Not the blood of oxen, the blood of Christ.

And yet the Book of Hebrews remind us in this sacrament we worship the living God. For no ritual sacrifice can ever be relevant again. All is in Christ.

When we come to Eucharist we are not play acting. In fact, we are taking the clay of the Last Supper and moulding it for our present age and for our lives.

We do not create new clay.

For two thousand years this clay has been moulded so that we may come to an understanding what Christ offered at the Last Supper and how we are to know him today in the breaking of the bread.

As we come to this Eucharist, we do not just bring bread and wine.

We bring our own sacrifices, too, and unite them with Christ on the altar.

We bring the work of our hands, reflected in the support we give to the community of faith.

We bring our needs.

We bring our disappointments and struggles. Our aches and pains. Our imperfections and failures. We give them over to God.

For this altar is Calvary and we place our sacrifices at the foot of His cross.     

And yet, at the same time, this altar is also the empty tomb. The promise of Christ alive and with us forever.

So we bring the first joys of our lives too.   
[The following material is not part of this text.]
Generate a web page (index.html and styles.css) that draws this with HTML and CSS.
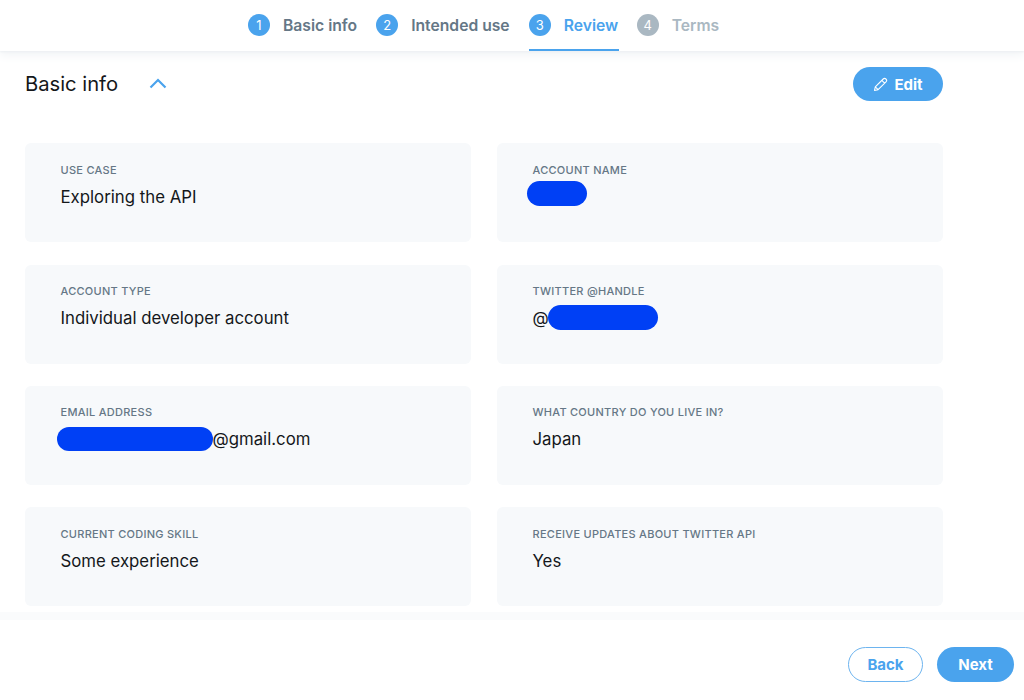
FILE: index.html
```html
<!DOCTYPE html>
<html lang="en">
<head>
<meta charset="utf-8">
<title>Review</title>
<link rel="stylesheet" href="styles.css">
</head>
<body>
<header class="stepper">
  <div class="step"><span class="num">1</span><span class="step-label">Basic info</span></div>
  <div class="step"><span class="num">2</span><span class="step-label">Intended use</span></div>
  <div class="step active"><span class="num">3</span><span class="step-label">Review</span></div>
  <div class="step todo"><span class="num">4</span><span class="step-label">Terms</span></div>
</header>
<main class="content">
  <div class="section-head">
    <h2 class="title">Basic info</h2>
    <svg class="chevron" width="18" height="12" viewBox="0 0 18 12" aria-hidden="true"><path d="M1.5 10.5 L9 3 L16.5 10.5" fill="none" stroke="#4aa3ed" stroke-width="2.2"/></svg>
    <button class="btn btn-solid btn-edit">
      <svg width="15" height="15" viewBox="0 0 15 15" aria-hidden="true"><path d="M1.5 13.5 L2.3 9.9 L10.2 2 C11 1.2 12.1 1.2 12.9 2 L13 2.1 C13.8 2.9 13.8 4 13 4.8 L5.1 12.7 Z M8.8 3.4 L11.6 6.2 M2.3 9.9 L5.1 12.7" fill="none" stroke="#fff" stroke-width="1.1" stroke-linejoin="round"/></svg>
      Edit
    </button>
  </div>
  <div class="grid">
    <section class="card"><div class="label">USE CASE</div><div class="value">Exploring the API</div></section>
    <section class="card"><div class="label">ACCOUNT NAME</div><div class="value"><span class="redact r-name"></span></div></section>
    <section class="card"><div class="label">ACCOUNT TYPE</div><div class="value">Individual developer account</div></section>
    <section class="card"><div class="label">TWITTER @HANDLE</div><div class="value">@<span class="redact r-handle"></span></div></section>
    <section class="card"><div class="label">EMAIL ADDRESS</div><div class="value"><span class="redact r-email"></span>@gmail.com</div></section>
    <section class="card"><div class="label">WHAT COUNTRY DO YOU LIVE IN?</div><div class="value">Japan</div></section>
    <section class="card"><div class="label">CURRENT CODING SKILL</div><div class="value">Some experience</div></section>
    <section class="card"><div class="label">RECEIVE UPDATES ABOUT TWITTER API</div><div class="value">Yes</div></section>
  </div>
</main>
<footer class="footer">
  <button class="btn btn-outline">Back</button>
  <button class="btn btn-solid btn-next">Next</button>
</footer>
</body>
</html>
```
FILE: styles.css
```css
* { box-sizing: border-box; }
html, body { margin: 0; height: 700px; overflow: hidden; }
body { background: #fff; font-family: Inter, "Liberation Sans", sans-serif; color: #14171a; display: flex; flex-direction: column; }

.stepper { height: 51px; flex: none; display: flex; padding-left: 248px; gap: 19px; background: #fff; box-shadow: 0 1px 2px #eceff2, 0 5px 9px #f3f5f7; position: relative; }
.step { display: flex; align-items: flex-start; padding-top: 14px; gap: 13px; font-size: 15.7px; font-weight: 600; color: #657786; }
.num { width: 22px; height: 22px; border-radius: 50%; background: #4aa3ed; color: #fff; font-size: 13px; font-weight: 400; display: flex; align-items: center; justify-content: center; }
.step-label { line-height: 23px; white-space: nowrap; }
.active { color: #4aa3ed; width: 90px; border-bottom: 2px solid #4aa3ed; }
.todo { color: #aab8c2; margin-left: -1px; }
.todo .num { background: #aab8c2; }

.content { flex: 1; padding: 16px 0 0 25px; }
.section-head { display: flex; align-items: center; width: 918px; height: 34px; }
.title { margin: 0; font-size: 20.2px; font-weight: 400; line-height: 34px; color: #14171a; }
.chevron { margin: -3px 0 0 31px; }

.btn { font-family: inherit; font-size: 15px; font-weight: 700; height: 35px; border-radius: 18px; border: 0; padding: 0; display: inline-flex; align-items: center; justify-content: center; }
.btn-solid { background: #4aa3ed; color: #fff; }
.btn-edit { margin-left: auto; width: 90px; height: 34px; gap: 6px; }
.btn-outline { width: 75px; background: #fff; color: #4aa3ed; border: 1px solid #6db4ef; }
.btn-next { width: 77px; }

.grid { display: grid; grid-template-columns: 446px 446px; column-gap: 26px; row-gap: 22.2px; margin-top: 42.4px; }
.card { height: 99px; background: #f7f9fb; border-radius: 6px; padding: 19.6px 35.5px 0; }
.label { font-size: 11px; font-weight: 500; line-height: 14px; letter-spacing: 0.27px; color: #657786; }
.value { font-size: 16.8px; line-height: 26px; margin-top: 7px; color: #14171a; display: flex; align-items: center; height: 26px; }
.redact { display: inline-block; background: #0040f5; border-radius: 13px; height: 25px; }
.r-name { width: 60px; margin-left: -6px; margin-top: -6px; }
.r-handle { width: 110px; margin-left: -1px; margin-top: -1px; }
.r-email { width: 156px; margin-left: -4px; height: 24px; margin-top: -1px; }

.footer { height: 80px; flex: none; margin-top: auto; display: flex; justify-content: flex-end; gap: 14px; padding: 27px 10px 0 0; background: #fff; box-shadow: 0 -8px 0 #fafbfc; }
```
We place on the altar the blessings and successes of our lives. We freely put them in God’s hands conscious that it is He who gives them to us.

We give all of our sufferings to the suffering Christ.

We give all of our joys and hope to the risen Christ who nourishes us.

Not only bread and wine, we place on this altar: our prayers of petition and thanksgiving for our every need and joy. 

We stand in solidarity and come forward to receive the living Christ in this sacrament.

On this Feast of the Body and Blood of Christ, let us give thanks for our imaginations, which take the poetry and drama of the Eucharist and plant it deep in our lives.

Christ gives of Himself so freely for you and for me.

And by giving His body He gives us the promise that we will be His body.

Let us celebrate this feast in the confident trust in all that Christ gives and all that He calls us to be. It is almost too good to imagine.

This reflection is based on the readings from the Solemnity of the Most Holy Body and Blood of Christ: Exodus 24.3-8; Hebrews 9.11-15; Mark 14.12-16, 22-26.